The choice I made to deal with her attraction to me was to talk openly with her about it. I won't give you the details, unless you want them, but I think that this is the most human method.

The second woman was much harder to deal with because she was full of the hippie, feminist, Marxist cant, and she just didn't seem to notice that I didn't want to hear it and didn't find her fascinating for belching it out. I just sent her an e-mail this morning that reads in full: "I'd prefer to limit our interactions to firm business." Whether this will do the trick or not, I don't know.

In both instances, I bear no real ill will against these women. I have no desire to embarass them or drive them out of a job. In the second instance, I easily could have done so because the woman had no sense at all about what she said in e-mails.

No policy is needed. Sensible individuals can handle these issues with compassion without the intervention of management or the police.

Posted by: Stephen at May 19, 2003 8:35 PM



[The money quote comes from UCSB's Sexual Harassment Prevention Education Coordinator Judy Guillermo-Newton: ...]
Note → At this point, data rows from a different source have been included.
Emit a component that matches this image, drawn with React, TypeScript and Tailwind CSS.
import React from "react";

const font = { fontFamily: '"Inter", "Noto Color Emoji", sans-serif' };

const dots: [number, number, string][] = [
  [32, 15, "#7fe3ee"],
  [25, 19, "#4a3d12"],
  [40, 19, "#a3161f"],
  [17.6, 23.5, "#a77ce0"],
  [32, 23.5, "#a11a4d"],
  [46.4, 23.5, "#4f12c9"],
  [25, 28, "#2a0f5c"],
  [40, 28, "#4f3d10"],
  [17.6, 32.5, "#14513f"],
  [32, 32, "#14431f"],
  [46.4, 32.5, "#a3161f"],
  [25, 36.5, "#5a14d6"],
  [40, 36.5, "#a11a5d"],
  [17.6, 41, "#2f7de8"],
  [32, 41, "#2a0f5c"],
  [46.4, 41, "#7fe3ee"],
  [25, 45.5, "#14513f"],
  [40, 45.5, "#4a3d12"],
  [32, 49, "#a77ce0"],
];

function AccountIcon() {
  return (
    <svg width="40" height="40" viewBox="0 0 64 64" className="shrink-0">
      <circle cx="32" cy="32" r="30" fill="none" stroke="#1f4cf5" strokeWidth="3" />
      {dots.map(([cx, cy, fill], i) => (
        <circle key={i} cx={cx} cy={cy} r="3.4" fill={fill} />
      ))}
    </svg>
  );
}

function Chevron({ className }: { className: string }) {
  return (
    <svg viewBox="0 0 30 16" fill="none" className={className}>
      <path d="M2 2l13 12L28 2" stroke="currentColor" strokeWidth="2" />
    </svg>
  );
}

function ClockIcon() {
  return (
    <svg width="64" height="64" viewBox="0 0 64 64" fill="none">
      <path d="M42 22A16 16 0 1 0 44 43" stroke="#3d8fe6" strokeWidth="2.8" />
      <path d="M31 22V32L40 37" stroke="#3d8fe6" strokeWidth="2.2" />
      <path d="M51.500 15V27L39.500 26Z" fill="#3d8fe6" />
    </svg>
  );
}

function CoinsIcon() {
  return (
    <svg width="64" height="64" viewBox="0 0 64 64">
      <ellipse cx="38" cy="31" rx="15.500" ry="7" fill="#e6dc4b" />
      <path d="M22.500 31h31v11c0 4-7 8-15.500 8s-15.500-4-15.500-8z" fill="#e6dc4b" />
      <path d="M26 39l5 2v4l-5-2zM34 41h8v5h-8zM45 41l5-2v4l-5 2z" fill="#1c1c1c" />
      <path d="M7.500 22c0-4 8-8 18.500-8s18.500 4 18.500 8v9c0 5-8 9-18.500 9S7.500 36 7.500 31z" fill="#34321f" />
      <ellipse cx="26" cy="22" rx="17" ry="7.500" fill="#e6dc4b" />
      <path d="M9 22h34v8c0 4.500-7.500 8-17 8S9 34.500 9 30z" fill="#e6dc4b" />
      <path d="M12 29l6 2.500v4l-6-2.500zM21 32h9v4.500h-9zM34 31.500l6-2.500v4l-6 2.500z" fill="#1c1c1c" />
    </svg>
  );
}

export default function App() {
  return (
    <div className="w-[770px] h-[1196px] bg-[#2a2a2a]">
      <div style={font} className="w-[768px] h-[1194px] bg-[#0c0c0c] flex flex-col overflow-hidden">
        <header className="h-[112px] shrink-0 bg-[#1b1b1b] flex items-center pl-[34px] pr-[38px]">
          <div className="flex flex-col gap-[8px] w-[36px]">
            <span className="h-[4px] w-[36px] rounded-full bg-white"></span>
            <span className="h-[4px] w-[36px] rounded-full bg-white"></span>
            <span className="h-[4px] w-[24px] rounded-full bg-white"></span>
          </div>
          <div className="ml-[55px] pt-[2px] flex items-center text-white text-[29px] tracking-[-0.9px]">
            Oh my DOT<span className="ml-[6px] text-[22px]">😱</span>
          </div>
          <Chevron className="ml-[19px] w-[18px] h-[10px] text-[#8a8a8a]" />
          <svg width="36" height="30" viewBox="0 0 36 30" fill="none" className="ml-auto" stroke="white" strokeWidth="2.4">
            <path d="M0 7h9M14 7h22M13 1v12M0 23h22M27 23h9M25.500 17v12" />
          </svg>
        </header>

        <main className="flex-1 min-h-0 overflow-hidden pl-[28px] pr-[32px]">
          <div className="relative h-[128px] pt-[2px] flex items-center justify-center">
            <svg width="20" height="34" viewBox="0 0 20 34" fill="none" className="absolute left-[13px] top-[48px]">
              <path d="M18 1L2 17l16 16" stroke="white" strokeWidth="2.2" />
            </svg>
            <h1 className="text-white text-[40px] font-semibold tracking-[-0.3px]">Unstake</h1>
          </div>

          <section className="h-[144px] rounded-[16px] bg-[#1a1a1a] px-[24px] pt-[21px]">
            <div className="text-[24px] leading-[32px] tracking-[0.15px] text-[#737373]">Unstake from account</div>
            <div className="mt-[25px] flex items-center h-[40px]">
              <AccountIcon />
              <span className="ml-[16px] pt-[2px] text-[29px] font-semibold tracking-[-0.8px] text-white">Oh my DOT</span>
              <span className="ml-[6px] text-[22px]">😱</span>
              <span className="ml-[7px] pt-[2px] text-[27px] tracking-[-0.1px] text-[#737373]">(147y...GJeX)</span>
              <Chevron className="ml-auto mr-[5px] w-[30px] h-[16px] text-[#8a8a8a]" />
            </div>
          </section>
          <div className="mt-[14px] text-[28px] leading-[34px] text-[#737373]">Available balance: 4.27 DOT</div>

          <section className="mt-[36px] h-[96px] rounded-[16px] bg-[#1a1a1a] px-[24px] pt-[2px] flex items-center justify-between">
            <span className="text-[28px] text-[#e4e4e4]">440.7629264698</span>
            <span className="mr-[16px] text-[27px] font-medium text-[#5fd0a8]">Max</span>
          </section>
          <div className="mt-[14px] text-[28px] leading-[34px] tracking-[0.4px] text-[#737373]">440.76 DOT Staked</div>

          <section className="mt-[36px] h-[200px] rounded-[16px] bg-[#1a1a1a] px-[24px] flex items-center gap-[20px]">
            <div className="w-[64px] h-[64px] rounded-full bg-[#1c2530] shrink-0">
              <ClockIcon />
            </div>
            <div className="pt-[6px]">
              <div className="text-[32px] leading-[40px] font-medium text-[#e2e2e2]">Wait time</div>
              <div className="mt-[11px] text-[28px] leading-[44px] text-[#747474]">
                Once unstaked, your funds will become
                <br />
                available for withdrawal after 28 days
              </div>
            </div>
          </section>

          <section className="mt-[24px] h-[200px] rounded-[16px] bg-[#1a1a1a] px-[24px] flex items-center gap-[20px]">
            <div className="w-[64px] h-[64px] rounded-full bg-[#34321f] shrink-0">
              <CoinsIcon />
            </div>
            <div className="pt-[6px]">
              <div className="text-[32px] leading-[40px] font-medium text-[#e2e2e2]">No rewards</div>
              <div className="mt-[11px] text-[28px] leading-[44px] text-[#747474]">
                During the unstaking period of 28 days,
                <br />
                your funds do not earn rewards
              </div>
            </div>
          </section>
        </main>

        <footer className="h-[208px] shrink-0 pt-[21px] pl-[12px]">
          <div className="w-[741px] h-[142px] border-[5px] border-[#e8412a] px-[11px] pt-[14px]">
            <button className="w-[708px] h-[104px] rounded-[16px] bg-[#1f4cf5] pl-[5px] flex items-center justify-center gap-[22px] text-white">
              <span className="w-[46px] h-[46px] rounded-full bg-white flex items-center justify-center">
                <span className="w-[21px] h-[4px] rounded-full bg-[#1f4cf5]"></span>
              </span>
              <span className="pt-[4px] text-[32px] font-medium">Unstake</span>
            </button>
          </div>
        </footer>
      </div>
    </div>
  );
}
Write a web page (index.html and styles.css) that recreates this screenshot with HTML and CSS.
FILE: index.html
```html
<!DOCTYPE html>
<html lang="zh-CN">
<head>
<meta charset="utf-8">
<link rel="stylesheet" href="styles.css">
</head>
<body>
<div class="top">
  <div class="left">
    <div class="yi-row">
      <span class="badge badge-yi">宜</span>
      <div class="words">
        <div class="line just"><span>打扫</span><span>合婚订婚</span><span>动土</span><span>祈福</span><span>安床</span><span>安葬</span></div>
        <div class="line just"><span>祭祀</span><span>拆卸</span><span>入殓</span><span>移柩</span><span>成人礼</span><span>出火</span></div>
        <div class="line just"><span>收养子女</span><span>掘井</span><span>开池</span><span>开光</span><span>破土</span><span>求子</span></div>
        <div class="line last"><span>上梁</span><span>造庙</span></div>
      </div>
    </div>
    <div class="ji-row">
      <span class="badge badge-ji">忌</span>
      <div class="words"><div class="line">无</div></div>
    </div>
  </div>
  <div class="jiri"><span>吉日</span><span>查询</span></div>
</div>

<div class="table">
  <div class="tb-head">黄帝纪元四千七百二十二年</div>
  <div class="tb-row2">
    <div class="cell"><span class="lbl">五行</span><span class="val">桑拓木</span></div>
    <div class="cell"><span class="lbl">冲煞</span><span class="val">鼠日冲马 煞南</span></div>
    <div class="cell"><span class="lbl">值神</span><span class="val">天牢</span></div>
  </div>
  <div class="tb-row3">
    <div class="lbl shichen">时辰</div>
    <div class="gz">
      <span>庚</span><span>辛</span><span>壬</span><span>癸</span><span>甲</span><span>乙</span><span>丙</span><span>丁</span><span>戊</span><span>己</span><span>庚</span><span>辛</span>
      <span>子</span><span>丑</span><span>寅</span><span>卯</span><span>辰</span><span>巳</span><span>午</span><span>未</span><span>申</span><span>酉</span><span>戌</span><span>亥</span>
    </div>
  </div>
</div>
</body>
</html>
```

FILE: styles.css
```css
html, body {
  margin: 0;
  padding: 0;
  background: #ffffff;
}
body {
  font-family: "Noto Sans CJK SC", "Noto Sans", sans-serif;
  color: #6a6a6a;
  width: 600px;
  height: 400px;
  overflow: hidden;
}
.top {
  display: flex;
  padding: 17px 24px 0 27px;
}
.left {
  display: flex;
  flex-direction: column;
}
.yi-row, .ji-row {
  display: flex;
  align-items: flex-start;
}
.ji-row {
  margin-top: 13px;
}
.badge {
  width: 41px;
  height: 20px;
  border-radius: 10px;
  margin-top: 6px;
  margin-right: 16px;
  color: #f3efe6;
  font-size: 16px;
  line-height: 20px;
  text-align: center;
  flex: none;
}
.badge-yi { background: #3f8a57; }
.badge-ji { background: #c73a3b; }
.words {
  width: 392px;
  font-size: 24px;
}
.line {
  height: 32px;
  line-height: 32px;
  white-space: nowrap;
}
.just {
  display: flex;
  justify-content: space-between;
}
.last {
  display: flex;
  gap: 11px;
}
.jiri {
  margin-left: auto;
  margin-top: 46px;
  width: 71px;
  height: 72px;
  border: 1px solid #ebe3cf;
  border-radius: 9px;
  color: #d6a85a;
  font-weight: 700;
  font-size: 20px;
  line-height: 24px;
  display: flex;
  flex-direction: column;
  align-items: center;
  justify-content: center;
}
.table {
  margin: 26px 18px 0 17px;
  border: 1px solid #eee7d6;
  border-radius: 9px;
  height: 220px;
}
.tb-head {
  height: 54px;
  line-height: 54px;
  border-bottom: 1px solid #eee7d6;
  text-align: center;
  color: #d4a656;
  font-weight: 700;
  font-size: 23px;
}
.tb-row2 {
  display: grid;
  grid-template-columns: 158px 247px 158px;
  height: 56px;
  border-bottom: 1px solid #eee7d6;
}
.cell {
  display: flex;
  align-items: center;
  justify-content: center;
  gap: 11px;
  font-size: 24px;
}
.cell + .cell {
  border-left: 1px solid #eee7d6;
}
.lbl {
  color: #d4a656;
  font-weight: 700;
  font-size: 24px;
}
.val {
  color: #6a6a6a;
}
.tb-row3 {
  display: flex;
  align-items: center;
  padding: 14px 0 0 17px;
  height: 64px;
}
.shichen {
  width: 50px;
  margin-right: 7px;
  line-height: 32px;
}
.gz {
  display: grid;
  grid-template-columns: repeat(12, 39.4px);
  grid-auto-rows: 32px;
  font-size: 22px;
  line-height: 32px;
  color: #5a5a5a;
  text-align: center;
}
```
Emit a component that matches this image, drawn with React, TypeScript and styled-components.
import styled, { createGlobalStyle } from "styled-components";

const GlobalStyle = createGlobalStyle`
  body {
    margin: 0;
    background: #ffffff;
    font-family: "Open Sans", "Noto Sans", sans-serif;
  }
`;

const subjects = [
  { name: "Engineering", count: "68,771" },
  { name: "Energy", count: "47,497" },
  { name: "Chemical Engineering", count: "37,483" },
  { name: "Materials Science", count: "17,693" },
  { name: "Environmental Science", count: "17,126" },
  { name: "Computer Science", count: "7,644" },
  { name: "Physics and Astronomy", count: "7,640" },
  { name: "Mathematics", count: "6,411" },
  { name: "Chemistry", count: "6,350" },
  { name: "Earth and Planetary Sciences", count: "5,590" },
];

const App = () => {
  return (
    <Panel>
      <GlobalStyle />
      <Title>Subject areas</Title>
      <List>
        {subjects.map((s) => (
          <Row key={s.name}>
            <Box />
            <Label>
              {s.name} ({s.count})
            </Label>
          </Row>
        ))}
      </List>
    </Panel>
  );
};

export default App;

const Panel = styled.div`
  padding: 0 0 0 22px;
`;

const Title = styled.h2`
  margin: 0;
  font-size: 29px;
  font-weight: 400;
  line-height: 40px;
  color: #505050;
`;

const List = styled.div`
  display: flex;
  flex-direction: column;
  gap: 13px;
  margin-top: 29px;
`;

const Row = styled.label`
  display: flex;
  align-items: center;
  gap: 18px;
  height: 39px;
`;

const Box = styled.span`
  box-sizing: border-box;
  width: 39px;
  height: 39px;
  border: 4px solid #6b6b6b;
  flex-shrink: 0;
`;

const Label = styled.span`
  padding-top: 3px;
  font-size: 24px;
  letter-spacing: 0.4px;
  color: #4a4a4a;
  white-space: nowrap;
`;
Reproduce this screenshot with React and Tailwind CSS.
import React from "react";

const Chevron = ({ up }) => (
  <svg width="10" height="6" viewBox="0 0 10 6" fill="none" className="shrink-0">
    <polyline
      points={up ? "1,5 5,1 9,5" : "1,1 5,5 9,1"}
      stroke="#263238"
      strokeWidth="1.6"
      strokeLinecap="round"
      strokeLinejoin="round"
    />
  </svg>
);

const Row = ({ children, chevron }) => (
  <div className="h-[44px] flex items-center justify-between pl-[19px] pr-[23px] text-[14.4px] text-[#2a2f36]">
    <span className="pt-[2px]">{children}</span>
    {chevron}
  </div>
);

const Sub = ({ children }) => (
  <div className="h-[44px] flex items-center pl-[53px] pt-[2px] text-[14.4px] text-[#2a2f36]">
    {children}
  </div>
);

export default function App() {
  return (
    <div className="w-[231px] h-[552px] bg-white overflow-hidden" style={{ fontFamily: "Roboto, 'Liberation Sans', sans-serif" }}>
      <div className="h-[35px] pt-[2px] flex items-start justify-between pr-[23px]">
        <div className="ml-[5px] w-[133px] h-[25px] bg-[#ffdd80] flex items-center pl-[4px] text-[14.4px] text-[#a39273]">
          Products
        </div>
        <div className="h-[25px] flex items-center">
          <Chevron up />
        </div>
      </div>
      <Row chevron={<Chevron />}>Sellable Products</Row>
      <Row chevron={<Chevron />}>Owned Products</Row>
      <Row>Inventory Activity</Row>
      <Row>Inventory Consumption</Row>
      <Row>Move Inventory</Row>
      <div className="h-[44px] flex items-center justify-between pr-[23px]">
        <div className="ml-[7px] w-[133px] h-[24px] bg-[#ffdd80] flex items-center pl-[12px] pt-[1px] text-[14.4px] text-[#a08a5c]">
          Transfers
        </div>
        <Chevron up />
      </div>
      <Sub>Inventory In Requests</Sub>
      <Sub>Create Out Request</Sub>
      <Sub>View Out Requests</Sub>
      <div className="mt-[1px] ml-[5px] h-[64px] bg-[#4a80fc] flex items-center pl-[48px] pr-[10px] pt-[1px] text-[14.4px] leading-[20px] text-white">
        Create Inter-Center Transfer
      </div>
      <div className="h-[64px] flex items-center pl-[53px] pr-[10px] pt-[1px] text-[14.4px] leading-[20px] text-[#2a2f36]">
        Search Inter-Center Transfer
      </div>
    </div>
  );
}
I hope this is not her full-time job; but you never know.

Posted by: EH at May 20, 2003 10:59 AM



"If you look at the facts involved in the case that started the Berkeley brouhaha from which this series of posts arose, I think you could argue that female law students were in a situation where they might constructively have been expected to go out and get drunk with the profs, and thus find themselves in situations where they might find themselves getting groped by the profs in a drunken stupor. Not to engage in this conduct could be regarded as lack of interest in the subject, and thus could result in a less than optimal grade."

Nah. As one you attended Boalt a mere three years before Jennifer Reisch did, I can assure you that no one there is expected to party with his/her profs. In all but a few informal seminars, it's not even an option. Besides, Boalt grades blind, so there is no way for a student to improve his grade even by legitimately showing interest in the subject, let alone by getting drunk and being groped by the instructor.